Nous sommes cependant en droit de nous poser la question : après avoir été écarté, l’incinérateur n’est-il pas en train de revenir discrètement par la petite porte ? En effet, l’argumentation de M. Alamélou n’est pas très solide. Il nous dit que « l’essentiel des boues sera utilisé en fertilisation agricole » et que l’incinération en concernera que les « surplus », or, les investissements et les coûts de fonctionnement d’un incinérateur font que cette « solution » n’est rentable que pour les gros gisements de boues issus de grandes stations d’épuration. Donc, la construction d’un incinérateur uniquement pour les boues et les déchets verts « en surplus » ne se justifie pas sauf si on projette sans vraiment le dire, de voir à terme cette installation incinérer aussi des déchets ménagers. L’incinération signifierait d’autre part l’abandon de la méthanisation des boues qui était pourtant une priorité du Plan. Car les boues d’épuration mais aussi les déchets d’élevages et agricoles et déchets industriels traités par méthanisation produisent une énergie renouvelable sous forme de biogaz pouvant être transformé en chaleur, électricité et carburant pour véhicules, ainsi qu'en amendement agricole de grande qualité. La méthanisation des boues est donc une voie pleine d’avenir c’est pourquoi le choix de mettre en place une installation d’incinération des boues constitue un signal très inquiétant.

D’autant plus que le PDEDMA repose pour l’essentiel sur le recours au tri mécano biologique (le TMB) dont nous avons déjà dit qu’il est un facteur de déresponsabilisation puisque c’est une technologie qui n’implique ni les producteurs ni les usagers, une machine se chargeant de trier à la place des usagers.

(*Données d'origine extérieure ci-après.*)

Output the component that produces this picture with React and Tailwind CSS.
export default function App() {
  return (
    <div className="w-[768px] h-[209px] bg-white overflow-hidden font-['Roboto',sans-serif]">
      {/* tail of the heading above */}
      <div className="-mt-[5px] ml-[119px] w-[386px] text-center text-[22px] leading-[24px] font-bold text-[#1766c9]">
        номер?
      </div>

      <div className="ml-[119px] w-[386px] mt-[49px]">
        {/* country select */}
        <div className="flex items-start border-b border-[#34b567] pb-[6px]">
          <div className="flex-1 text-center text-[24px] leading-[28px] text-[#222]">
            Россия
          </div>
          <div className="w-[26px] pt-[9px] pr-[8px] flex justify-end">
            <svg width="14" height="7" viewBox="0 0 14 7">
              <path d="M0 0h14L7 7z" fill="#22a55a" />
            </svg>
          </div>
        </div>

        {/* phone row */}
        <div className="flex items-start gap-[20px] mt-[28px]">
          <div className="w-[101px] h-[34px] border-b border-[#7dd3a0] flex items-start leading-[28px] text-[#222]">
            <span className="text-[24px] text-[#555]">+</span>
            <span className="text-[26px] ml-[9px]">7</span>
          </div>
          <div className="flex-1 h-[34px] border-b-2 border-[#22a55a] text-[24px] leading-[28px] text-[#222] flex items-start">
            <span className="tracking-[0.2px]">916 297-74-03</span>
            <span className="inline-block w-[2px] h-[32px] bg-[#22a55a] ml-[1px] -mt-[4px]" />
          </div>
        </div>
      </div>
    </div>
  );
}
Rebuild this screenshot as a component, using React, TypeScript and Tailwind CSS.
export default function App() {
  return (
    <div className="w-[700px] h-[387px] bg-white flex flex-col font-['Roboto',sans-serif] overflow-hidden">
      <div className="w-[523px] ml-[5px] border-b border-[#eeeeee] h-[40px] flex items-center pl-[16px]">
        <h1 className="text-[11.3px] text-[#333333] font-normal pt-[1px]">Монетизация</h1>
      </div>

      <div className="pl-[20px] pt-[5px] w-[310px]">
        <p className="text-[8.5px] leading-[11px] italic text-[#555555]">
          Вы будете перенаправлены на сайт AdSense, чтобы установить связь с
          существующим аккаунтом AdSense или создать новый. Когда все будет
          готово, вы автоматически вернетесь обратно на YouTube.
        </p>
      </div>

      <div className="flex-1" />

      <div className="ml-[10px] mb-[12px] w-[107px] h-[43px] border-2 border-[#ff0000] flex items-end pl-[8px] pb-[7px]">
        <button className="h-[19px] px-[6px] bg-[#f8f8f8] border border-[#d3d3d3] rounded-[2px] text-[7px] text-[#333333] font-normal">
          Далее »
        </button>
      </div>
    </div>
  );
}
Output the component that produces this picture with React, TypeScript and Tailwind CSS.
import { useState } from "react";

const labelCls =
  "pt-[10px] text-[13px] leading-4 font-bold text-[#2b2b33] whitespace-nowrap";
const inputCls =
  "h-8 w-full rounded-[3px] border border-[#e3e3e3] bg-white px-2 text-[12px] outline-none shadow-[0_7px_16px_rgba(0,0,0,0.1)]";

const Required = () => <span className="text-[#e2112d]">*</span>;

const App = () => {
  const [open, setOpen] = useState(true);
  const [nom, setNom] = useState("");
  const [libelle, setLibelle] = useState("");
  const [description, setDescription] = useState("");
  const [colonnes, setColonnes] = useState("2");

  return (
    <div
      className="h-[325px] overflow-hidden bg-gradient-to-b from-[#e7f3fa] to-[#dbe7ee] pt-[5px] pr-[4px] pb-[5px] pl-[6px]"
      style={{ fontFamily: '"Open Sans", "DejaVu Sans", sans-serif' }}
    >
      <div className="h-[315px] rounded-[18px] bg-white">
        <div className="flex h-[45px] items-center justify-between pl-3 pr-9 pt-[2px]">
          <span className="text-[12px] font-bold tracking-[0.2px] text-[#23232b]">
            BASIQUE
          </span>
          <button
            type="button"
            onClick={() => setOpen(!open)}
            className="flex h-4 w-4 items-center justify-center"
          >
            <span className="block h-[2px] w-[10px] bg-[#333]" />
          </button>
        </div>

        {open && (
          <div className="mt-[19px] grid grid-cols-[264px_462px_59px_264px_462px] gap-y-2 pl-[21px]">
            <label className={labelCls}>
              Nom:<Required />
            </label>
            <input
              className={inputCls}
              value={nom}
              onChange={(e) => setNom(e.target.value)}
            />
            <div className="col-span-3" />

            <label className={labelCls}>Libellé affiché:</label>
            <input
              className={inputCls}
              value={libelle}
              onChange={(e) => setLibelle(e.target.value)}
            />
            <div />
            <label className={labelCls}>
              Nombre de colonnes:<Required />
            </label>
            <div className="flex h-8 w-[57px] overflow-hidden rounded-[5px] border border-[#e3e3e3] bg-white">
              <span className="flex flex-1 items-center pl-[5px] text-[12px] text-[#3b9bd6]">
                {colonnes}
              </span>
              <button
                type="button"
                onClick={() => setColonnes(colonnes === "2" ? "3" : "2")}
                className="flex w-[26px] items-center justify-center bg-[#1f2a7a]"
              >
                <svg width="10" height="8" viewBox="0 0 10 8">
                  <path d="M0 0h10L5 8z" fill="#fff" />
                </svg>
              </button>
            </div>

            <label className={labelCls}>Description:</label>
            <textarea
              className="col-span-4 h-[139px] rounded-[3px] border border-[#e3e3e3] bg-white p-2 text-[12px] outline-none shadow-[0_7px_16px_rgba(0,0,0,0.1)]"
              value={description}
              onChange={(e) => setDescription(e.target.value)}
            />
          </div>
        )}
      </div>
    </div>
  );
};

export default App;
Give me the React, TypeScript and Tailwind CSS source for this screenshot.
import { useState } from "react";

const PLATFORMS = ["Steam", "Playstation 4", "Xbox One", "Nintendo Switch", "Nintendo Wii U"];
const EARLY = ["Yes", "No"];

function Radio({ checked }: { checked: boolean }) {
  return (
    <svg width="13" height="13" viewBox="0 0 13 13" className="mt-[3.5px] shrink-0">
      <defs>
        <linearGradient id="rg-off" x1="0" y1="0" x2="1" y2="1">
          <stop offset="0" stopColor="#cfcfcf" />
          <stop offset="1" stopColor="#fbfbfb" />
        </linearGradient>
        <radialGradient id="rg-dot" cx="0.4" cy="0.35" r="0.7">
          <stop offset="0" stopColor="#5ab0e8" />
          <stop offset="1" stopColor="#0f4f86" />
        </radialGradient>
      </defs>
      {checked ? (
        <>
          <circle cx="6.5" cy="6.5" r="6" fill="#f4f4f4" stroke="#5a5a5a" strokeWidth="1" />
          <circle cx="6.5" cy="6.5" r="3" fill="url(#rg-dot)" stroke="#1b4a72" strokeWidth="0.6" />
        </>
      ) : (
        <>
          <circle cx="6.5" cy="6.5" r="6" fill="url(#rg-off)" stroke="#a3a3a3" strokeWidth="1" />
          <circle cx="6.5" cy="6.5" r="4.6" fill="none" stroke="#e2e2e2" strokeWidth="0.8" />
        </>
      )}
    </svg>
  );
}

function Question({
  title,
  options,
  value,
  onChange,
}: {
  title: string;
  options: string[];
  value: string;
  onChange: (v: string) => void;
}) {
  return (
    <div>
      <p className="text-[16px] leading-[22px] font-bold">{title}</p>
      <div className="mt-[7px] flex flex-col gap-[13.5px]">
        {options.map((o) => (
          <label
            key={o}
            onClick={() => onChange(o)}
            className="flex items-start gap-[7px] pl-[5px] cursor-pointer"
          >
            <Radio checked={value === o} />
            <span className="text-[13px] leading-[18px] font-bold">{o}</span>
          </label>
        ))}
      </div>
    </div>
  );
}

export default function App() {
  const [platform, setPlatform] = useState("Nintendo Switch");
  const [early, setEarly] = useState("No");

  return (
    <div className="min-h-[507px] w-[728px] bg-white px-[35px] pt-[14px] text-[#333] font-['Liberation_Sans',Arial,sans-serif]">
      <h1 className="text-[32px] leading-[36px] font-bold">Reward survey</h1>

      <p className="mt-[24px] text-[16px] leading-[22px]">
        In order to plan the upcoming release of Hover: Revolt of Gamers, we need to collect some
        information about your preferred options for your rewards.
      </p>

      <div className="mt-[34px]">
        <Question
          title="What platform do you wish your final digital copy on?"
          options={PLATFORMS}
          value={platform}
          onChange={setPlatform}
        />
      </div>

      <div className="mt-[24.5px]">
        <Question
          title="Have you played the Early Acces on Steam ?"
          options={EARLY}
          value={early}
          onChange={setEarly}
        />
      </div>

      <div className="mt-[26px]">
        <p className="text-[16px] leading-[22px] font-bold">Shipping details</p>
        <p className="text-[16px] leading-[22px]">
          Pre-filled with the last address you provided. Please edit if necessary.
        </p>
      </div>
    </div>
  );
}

Tous ces éléments font que le PDEDMA proposé au vote des Conseillers Généraux le 29 juin, en choisissant l’incinération des boues d’épuration fait planer une menace sur les opportunités de production d’énergie renouvelable offertes par leur méthanisation, il ne permet pas non plus, du fait du recours au tri mécano biologique, la mise en place d’une véritable et audacieuse politique de création d’emplois de proximité dans le domaine de la valorisation et du recyclage.